Information shown:
——————

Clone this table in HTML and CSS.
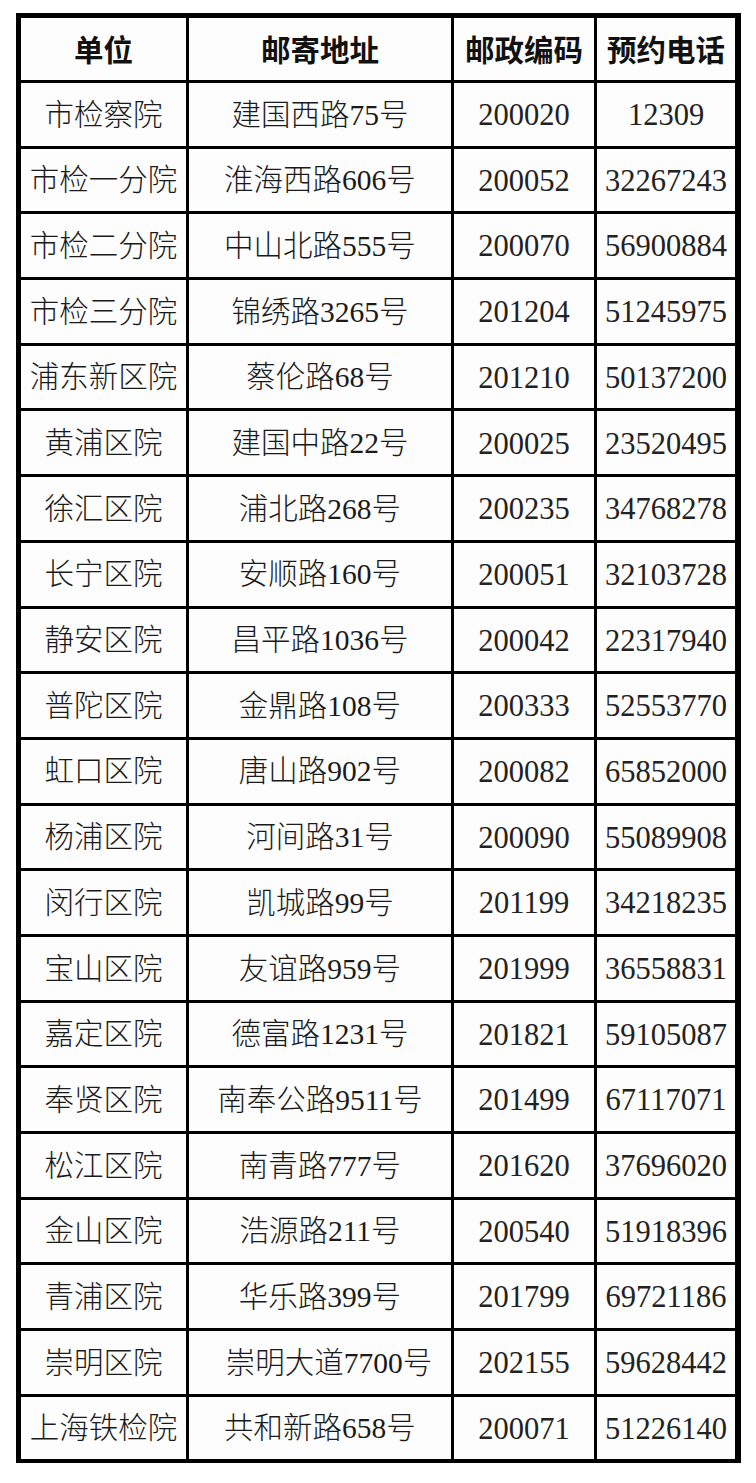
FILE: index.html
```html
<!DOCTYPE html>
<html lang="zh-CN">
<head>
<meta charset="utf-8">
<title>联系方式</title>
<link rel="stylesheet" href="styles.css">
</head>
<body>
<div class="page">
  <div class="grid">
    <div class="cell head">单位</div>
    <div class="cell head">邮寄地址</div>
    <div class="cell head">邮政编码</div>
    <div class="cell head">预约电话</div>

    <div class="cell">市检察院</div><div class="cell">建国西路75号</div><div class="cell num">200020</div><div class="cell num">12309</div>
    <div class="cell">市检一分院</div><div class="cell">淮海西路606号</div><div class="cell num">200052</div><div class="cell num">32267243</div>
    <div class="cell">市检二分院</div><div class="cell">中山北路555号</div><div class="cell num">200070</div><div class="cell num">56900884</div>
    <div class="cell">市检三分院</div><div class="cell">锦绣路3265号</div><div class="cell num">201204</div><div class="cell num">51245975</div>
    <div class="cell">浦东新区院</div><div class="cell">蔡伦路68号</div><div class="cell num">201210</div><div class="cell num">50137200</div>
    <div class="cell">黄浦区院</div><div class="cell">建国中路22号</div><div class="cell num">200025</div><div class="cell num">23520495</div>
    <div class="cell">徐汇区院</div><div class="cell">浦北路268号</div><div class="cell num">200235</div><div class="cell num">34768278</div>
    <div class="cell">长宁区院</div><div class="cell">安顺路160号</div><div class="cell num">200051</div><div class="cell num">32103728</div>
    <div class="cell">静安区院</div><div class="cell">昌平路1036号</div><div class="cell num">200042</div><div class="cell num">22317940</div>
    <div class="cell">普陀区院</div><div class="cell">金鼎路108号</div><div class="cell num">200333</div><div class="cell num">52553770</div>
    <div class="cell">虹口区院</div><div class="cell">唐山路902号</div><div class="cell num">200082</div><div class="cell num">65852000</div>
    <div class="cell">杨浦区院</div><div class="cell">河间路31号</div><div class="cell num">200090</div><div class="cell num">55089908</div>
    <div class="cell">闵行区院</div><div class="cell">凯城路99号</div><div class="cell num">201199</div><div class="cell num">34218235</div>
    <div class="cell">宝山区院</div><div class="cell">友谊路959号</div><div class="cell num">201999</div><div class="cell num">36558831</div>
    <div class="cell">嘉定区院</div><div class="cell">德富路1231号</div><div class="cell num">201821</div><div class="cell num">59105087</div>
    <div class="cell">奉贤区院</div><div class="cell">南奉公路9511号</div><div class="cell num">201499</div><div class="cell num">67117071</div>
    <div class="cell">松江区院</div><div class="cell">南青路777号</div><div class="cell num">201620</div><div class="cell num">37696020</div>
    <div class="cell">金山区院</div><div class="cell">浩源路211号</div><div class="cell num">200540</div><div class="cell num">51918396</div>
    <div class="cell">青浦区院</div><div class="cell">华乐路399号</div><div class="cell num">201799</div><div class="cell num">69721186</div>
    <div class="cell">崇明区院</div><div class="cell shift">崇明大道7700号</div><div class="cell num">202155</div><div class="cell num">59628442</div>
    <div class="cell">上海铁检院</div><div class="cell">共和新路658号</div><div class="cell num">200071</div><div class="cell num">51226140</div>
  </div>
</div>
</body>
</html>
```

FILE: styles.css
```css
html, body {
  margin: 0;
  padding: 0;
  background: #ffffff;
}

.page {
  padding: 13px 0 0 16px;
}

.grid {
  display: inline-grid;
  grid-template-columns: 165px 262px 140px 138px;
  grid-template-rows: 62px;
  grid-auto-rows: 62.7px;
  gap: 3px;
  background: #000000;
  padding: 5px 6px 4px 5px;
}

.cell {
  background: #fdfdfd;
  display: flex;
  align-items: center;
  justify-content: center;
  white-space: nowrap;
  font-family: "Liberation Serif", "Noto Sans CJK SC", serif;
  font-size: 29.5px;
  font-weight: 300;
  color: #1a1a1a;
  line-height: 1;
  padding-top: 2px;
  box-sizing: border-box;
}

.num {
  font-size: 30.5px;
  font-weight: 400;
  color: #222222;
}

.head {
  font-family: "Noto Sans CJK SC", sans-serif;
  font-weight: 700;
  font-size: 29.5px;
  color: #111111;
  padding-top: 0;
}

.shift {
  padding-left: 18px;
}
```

——————

Goal: Repeat the material exactly as it reads, without any of its pictures.

Result of the exercise:
Clone this table in HTML and CSS.
FILE: index.html
```html
<!DOCTYPE html>
<html lang="zh-CN">
<head>
<meta charset="utf-8">
<title>联系方式</title>
<link rel="stylesheet" href="styles.css">
</head>
<body>
<div class="page">
  <div class="grid">
    <div class="cell head">单位</div>
    <div class="cell head">邮寄地址</div>
    <div class="cell head">邮政编码</div>
    <div class="cell head">预约电话</div>

    <div class="cell">市检察院</div><div class="cell">建国西路75号</div><div class="cell num">200020</div><div class="cell num">12309</div>
    <div class="cell">市检一分院</div><div class="cell">淮海西路606号</div><div class="cell num">200052</div><div class="cell num">32267243</div>
    <div class="cell">市检二分院</div><div class="cell">中山北路555号</div><div class="cell num">200070</div><div class="cell num">56900884</div>
    <div class="cell">市检三分院</div><div class="cell">锦绣路3265号</div><div class="cell num">201204</div><div class="cell num">51245975</div>
    <div class="cell">浦东新区院</div><div class="cell">蔡伦路68号</div><div class="cell num">201210</div><div class="cell num">50137200</div>
    <div class="cell">黄浦区院</div><div class="cell">建国中路22号</div><div class="cell num">200025</div><div class="cell num">23520495</div>
    <div class="cell">徐汇区院</div><div class="cell">浦北路268号</div><div class="cell num">200235</div><div class="cell num">34768278</div>
    <div class="cell">长宁区院</div><div class="cell">安顺路160号</div><div class="cell num">200051</div><div class="cell num">32103728</div>
    <div class="cell">静安区院</div><div class="cell">昌平路1036号</div><div class="cell num">200042</div><div class="cell num">22317940</div>
    <div class="cell">普陀区院</div><div class="cell">金鼎路108号</div><div class="cell num">200333</div><div class="cell num">52553770</div>
    <div class="cell">虹口区院</div><div class="cell">唐山路902号</div><div class="cell num">200082</div><div class="cell num">65852000</div>
    <div class="cell">杨浦区院</div><div class="cell">河间路31号</div><div class="cell num">200090</div><div class="cell num">55089908</div>
    <div class="cell">闵行区院</div><div class="cell">凯城路99号</div><div class="cell num">201199</div><div class="cell num">34218235</div>
    <div class="cell">宝山区院</div><div class="cell">友谊路959号</div><div class="cell num">201999</div><div class="cell num">36558831</div>
    <div class="cell">嘉定区院</div><div class="cell">德富路1231号</div><div class="cell num">201821</div><div class="cell num">59105087</div>
    <div class="cell">奉贤区院</div><div class="cell">南奉公路9511号</div><div class="cell num">201499</div><div class="cell num">67117071</div>
    <div class="cell">松江区院</div><div class="cell">南青路777号</div><div class="cell num">201620</div><div class="cell num">37696020</div>
    <div class="cell">金山区院</div><div class="cell">浩源路211号</div><div class="cell num">200540</div><div class="cell num">51918396</div>
    <div class="cell">青浦区院</div><div class="cell">华乐路399号</div><div class="cell num">201799</div><div class="cell num">69721186</div>
    <div class="cell">崇明区院</div><div class="cell shift">崇明大道7700号</div><div class="cell num">202155</div><div class="cell num">59628442</div>
    <div class="cell">上海铁检院</div><div class="cell">共和新路658号</div><div class="cell num">200071</div><div class="cell num">51226140</div>
  </div>
</div>
</body>
</html>
```

FILE: styles.css
```css
html, body {
  margin: 0;
  padding: 0;
  background: #ffffff;
}

.page {
  padding: 13px 0 0 16px;
}

.grid {
  display: inline-grid;
  grid-template-columns: 165px 262px 140px 138px;
  grid-template-rows: 62px;
  grid-auto-rows: 62.7px;
  gap: 3px;
  background: #000000;
  padding: 5px 6px 4px 5px;
}

.cell {
  background: #fdfdfd;
  display: flex;
  align-items: center;
  justify-content: center;
  white-space: nowrap;
  font-family: "Liberation Serif", "Noto Sans CJK SC", serif;
  font-size: 29.5px;
  font-weight: 300;
  color: #1a1a1a;
  line-height: 1;
  padding-top: 2px;
  box-sizing: border-box;
}

.num {
  font-size: 30.5px;
  font-weight: 400;
  color: #222222;
}

.head {
  font-family: "Noto Sans CJK SC", sans-serif;
  font-weight: 700;
  font-size: 29.5px;
  color: #111111;
  padding-top: 0;
}

.shift {
  padding-left: 18px;
}
```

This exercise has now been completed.